= DIRECTIONS =
Search the data for the string "this" and gather each line it is in.

= INPUT RECORDS =
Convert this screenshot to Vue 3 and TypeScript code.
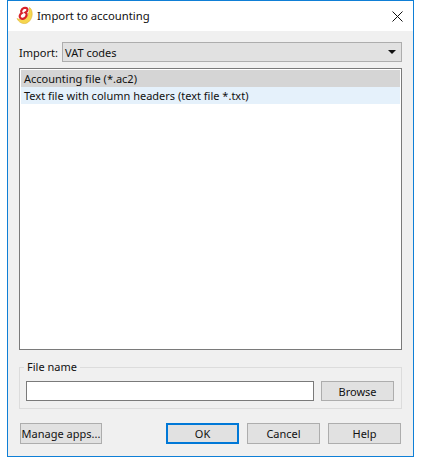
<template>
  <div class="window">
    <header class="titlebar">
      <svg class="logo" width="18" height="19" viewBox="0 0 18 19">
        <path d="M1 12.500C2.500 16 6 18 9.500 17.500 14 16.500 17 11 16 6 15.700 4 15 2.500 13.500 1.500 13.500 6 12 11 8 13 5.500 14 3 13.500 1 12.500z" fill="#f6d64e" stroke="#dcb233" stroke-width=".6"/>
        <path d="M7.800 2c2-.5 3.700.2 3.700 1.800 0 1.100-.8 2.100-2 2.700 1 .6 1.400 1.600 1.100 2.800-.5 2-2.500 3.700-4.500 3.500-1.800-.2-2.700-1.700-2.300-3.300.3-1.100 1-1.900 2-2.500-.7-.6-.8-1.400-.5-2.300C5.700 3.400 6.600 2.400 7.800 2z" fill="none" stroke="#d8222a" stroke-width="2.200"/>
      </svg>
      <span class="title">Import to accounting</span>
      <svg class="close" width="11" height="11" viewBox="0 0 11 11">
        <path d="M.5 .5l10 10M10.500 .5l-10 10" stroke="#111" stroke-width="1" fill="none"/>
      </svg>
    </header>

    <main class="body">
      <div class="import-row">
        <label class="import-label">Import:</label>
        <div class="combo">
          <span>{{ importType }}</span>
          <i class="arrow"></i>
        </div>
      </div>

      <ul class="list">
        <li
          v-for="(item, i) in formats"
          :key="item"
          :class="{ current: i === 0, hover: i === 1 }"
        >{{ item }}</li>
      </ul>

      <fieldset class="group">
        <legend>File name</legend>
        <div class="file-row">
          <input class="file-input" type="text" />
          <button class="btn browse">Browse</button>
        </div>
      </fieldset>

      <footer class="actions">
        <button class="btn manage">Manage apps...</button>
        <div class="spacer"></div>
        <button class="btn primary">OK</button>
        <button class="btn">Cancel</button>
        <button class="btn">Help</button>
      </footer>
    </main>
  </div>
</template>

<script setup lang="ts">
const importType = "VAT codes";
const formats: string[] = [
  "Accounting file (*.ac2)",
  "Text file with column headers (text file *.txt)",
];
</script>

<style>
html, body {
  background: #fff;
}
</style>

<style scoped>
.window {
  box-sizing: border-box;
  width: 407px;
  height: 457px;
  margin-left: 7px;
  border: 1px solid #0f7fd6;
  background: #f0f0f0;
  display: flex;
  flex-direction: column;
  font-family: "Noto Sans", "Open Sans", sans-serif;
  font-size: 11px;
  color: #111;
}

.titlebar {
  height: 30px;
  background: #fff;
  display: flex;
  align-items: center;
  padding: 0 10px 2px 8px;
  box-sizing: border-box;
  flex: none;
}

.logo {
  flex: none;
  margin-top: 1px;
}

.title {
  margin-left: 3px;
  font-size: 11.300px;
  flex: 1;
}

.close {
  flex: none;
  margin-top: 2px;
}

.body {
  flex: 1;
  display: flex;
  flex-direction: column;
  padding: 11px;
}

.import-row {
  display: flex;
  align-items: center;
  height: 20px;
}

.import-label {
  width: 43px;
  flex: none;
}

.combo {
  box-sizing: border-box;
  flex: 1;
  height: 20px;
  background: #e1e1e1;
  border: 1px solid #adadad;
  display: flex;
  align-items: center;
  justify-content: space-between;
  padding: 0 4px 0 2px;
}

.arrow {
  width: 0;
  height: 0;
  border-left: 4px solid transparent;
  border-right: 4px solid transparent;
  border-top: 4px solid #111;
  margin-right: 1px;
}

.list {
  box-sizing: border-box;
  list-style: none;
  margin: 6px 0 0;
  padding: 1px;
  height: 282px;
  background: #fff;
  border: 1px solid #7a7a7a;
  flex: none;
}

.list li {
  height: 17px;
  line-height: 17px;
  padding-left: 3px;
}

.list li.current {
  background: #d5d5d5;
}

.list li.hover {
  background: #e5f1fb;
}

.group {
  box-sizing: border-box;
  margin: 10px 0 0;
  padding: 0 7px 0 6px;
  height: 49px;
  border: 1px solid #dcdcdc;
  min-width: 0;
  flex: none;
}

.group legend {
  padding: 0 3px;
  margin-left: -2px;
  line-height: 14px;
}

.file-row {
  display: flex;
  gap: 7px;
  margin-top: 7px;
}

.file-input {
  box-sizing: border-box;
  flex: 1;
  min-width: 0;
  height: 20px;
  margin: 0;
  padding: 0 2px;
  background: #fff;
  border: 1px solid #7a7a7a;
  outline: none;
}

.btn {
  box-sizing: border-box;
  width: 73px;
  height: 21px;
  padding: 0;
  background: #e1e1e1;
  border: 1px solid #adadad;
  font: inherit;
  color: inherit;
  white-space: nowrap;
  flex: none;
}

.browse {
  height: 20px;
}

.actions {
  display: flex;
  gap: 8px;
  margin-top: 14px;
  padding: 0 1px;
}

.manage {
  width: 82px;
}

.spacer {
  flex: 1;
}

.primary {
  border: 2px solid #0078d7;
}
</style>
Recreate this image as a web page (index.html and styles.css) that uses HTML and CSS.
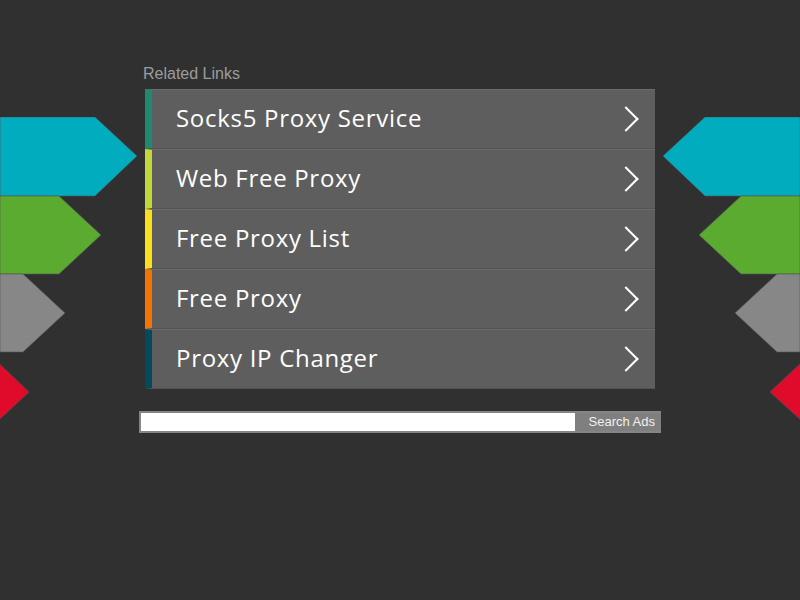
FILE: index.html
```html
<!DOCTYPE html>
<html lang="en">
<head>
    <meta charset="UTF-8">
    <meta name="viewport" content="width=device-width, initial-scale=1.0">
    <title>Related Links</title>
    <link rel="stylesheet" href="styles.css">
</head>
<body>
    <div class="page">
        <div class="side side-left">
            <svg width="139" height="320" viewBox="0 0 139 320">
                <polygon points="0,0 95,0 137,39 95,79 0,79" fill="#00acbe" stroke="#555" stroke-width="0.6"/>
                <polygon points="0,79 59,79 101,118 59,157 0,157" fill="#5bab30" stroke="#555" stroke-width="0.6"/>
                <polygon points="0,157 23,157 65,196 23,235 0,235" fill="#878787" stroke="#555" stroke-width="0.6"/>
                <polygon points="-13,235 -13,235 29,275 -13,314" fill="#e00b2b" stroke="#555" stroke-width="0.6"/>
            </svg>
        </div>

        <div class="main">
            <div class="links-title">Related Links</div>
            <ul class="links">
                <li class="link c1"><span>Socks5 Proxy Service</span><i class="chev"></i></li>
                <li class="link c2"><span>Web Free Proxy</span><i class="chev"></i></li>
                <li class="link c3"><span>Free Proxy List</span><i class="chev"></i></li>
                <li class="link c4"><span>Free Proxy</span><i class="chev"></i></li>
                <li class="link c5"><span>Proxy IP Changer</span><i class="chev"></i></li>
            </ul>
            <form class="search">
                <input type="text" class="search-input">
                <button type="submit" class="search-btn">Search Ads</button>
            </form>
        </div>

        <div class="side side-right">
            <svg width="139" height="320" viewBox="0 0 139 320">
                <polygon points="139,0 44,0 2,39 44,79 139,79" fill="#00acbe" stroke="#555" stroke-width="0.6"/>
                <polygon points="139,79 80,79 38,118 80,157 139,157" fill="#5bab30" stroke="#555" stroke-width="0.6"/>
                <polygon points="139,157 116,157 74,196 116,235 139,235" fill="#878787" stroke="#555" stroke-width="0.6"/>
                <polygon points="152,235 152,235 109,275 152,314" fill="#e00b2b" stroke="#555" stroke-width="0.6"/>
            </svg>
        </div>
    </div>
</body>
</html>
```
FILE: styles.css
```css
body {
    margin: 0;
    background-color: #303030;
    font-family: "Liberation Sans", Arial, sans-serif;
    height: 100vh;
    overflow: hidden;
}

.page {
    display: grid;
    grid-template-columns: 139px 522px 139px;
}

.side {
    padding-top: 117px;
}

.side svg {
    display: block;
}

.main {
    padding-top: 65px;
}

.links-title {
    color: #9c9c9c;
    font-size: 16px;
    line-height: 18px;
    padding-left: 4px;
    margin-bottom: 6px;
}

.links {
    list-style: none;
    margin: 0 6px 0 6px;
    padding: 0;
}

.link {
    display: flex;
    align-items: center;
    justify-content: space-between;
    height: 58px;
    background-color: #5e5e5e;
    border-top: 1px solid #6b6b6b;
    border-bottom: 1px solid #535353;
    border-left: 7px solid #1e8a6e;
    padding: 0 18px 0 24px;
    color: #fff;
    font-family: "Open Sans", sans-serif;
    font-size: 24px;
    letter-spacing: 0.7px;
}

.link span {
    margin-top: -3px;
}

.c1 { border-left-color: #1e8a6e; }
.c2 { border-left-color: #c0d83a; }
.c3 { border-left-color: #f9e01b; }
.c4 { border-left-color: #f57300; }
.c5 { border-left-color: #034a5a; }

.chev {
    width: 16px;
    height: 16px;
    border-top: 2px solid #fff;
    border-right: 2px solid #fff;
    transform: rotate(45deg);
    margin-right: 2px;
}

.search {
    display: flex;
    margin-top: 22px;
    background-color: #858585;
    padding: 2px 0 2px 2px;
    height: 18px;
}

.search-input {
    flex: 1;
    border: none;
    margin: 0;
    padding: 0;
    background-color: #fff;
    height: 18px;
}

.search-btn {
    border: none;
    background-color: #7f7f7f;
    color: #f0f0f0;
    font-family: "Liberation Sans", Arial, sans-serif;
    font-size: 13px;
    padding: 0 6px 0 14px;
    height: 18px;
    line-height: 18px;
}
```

= COMPLETED EXERCISE =
Convert this screenshot to Vue 3 and TypeScript code.
Recreate this image as a web page (index.html and styles.css) that uses HTML and CSS.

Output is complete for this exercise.